La hora fijada por el Padre, se realiza en el Calvario
Es la hora de la máxima revelación del amor de Dios Padre a todos los hombres, la expresión culminante del amor de Cristo a los suyos, la plena entrega de amor de Jesús al Padre y con la Resurrección, el momento de derrota del poder de Satanás.
En este momento cumbre, está María
La presencia de Marías, no es casual, ni quiere aportarnos sólo un testimonio maternal.
María está allí como "La Mujer", esa mujer de cuyo linaje saldría el vencedor del demonio. Por eso Jesús, agonizante, la llama con ese nombre.
Ella está acompañando a su Hijo en la redención del mundo
María está ofreciéndose al Padre junto con su Hijo y por intermedio de Él. María está de pie, sin claudicación ni desmayo, junto a la cruz, herida en su corazón de madre, pero erguida y fuerte en su entrega.
Es María la primera y más perfecta seguidora del Señor, porque ella toma sobre sí la carga de la cruz y la lleva con amor íntegro. Ella es la que con su propio dolor completa lo que falta a la pasión de Cristo. Este momento de prueba y de dolor, que es un tiempo difícil para todo hombre, se transforma para María en tiempo de entrega al Padre.

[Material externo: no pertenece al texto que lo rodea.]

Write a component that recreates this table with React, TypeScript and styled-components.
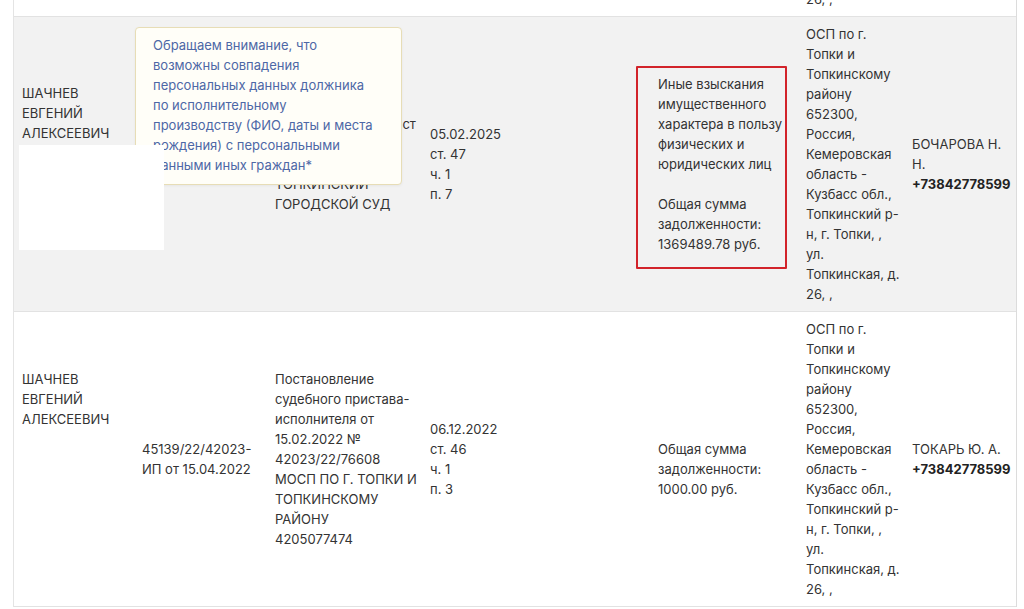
import React from "react";
import styled, { createGlobalStyle } from "styled-components";

const Global = createGlobalStyle`
  html, body { margin: 0; padding: 0; background: #ffffff; }
  body { font-family: Inter, "Noto Sans", Roboto, sans-serif; font-size: 13px; line-height: 20px; color: #333333; }
`;

const COLS = "120px 133px 155px 228px 148px 106px 112px";

const Table = styled.div`
  margin-left: 13px;
  width: 1002px;
  border-left: 1px solid #e4e4e4;
  border-right: 1px solid #dcdcdc;
`;

const Row = styled.div<{ $shade?: boolean; $tail?: boolean }>`
  position: relative;
  display: grid;
  grid-template-columns: ${COLS};
  grid-template-rows: ${(p) => (p.$tail ? "16px" : "294px")};
  background: ${(p) => (p.$shade ? "#f2f2f2" : "#ffffff")};
  border-bottom: 1px solid #e2e2e2;
  overflow: ${(p) => (p.$tail ? "hidden" : "visible")};
  align-items: ${(p) => (p.$tail ? "unsafe end" : "center")};
`;

const Cell = styled.div`
  padding: 7px 8px;
  white-space: nowrap;
  color: #333333;
`;

const Line = styled.div<{ $bold?: boolean }>`
  height: 20px;
  font-weight: ${(p) => (p.$bold ? 700 : 400)};
  color: ${(p) => (p.$bold ? "#222222" : "inherit")};
`;

const Redaction = styled.div<{ $lines: number }>`
  position: relative;
  z-index: 3;
  height: ${(p) => p.$lines * 20}px;
`;

const WhiteBox = styled.div`
  margin-left: -3px;
  margin-top: 2px;
  width: 145px;
  height: 105px;
  background: #ffffff;
`;

const Tooltip = styled.div`
  position: absolute;
  z-index: 2;
  left: 121px;
  top: 10px;
  width: 231px;
  padding: 7px 17px 9px;
  background: #fffef8;
  border: 1px solid #e7ddb6;
  border-radius: 4px;
  color: #4d67a6;
  white-space: nowrap;
  box-shadow: 0 1px 3px rgba(0, 0, 0, 0.05);
`;

const Highlight = styled.div`
  position: absolute;
  z-index: 2;
  left: 622px;
  top: 49px;
  width: 147px;
  height: 199px;
  border: 2px solid #d2232a;
  border-radius: 1px;
  pointer-events: none;
`;

const Lines: React.FC<{ items: string[]; boldLast?: boolean }> = ({ items, boldLast }) => (
  <>
    {items.map((t, i) => (
      <Line key={i} $bold={boldLast && i === items.length - 1}>
        {t === "" ? "\u00a0" : t}
      </Line>
    ))}
  </>
);

const address = [
  "ОСП по г.",
  "Топки и",
  "Топкинскому",
  "району",
  "652300,",
  "Россия,",
  "Кемеровская",
  "область -",
  "Кузбасс обл.,",
  "Топкинский р-",
  "н, г. Топки, ,",
  "ул.",
  "Топкинская, д.",
  "26, ,",
];

const name = ["ШАЧНЕВ", "ЕВГЕНИЙ", "АЛЕКСЕЕВИЧ"];

export default function App() {
  return (
    <>
      <Global />
      <Table>
        <Row $tail>
          <Cell />
          <Cell />
          <Cell />
          <Cell />
          <Cell />
          <Cell>
            <Lines items={["Топкинская, д.", "26, ,"]} />
          </Cell>
          <Cell />
        </Row>

        <Row $shade>
          <Cell>
            <Lines items={name} />
            <Redaction $lines={5}>
              <WhiteBox />
            </Redaction>
          </Cell>
          <Cell>
            <Lines items={["12873/25/42023-", "ИП от 12.02.2025"]} />
          </Cell>
          <Cell>
            <Lines
              items={[
                "Исполнительный лист",
                "от 14.01.2025 №",
                "ФС 046132905",
                "ТОПКИНСКИЙ",
                "ГОРОДСКОЙ СУД",
              ]}
            />
          </Cell>
          <Cell>
            <Lines items={["05.02.2025", "ст. 47", "ч. 1", "п. 7"]} />
          </Cell>
          <Cell>
            <Lines
              items={[
                "Иные взыскания",
                "имущественного",
                "характера в пользу",
                "физических и",
                "юридических лиц",
                "",
                "Общая сумма",
                "задолженности:",
                "1369489.78 руб.",
              ]}
            />
          </Cell>
          <Cell>
            <Lines items={address} />
          </Cell>
          <Cell>
            <Lines items={["БОЧАРОВА Н.", "Н.", "+73842778599"]} boldLast />
          </Cell>
          <Tooltip>
            <Lines
              items={[
                "Обращаем внимание, что",
                "возможны совпадения",
                "персональных данных должника",
                "по исполнительному",
                "производству (ФИО, даты и места",
                "рождения) с персональными",
                "данными иных граждан*",
              ]}
            />
          </Tooltip>
          <Highlight />
        </Row>

        <Row>
          <Cell>
            <Lines items={name} />
            <Redaction $lines={6} />
          </Cell>
          <Cell>
            <Lines items={["45139/22/42023-", "ИП от 15.04.2022"]} />
          </Cell>
          <Cell>
            <Lines
              items={[
                "Постановление",
                "судебного пристава-",
                "исполнителя от",
                "15.02.2022 №",
                "42023/22/76608",
                "МОСП ПО Г. ТОПКИ И",
                "ТОПКИНСКОМУ",
                "РАЙОНУ",
                "4205077474",
              ]}
            />
          </Cell>
          <Cell>
            <Lines items={["06.12.2022", "ст. 46", "ч. 1", "п. 3"]} />
          </Cell>
          <Cell>
            <Lines items={["", "Общая сумма", "задолженности:", "1000.00 руб."]} />
          </Cell>
          <Cell>
            <Lines items={address} />
          </Cell>
          <Cell>
            <Lines items={["ТОКАРЬ Ю. А.", "+73842778599"]} boldLast />
          </Cell>
        </Row>
      </Table>
    </>
  );
}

En este momento, María vuelve a dar su Sí, y en María se hace carne la actitud central de la vida de Jesús "Padre, no se haga mi voluntad, sino la tuya".
Jesús se entrega por nosotros y María no sufre por sí misma, también sufre por nosotros. El sufrimiento en el mundo es la señal sensible del pecado. El sufrimiento aceptado y ofrecido en Cristo, es la señal sensible de la Redención.
Ningún pecado queda redimido sin el sufrimiento ofrecido por Jesús Salvador. Por eso nuestros sufrimientos cotidianos, plenamente aceptados y ofrecidos al Padre, son nuestras acciones apostólicas más eficaces.
A ejemplo de María, nuestra Madre, tomemos y aceptemos nuestra cruz de cada día, esas cruces grandes y esas otras, muchas más, cruces pequeñas, por amor a Cristo.
No convertimos nuestra cruz ni en una alhaja, ni en un obstáculo en nuestra ruta. La cruz es el instrumento cotidiano de quien quiere, con Jesucristo y por amor, salvar al hombre y al Mundo.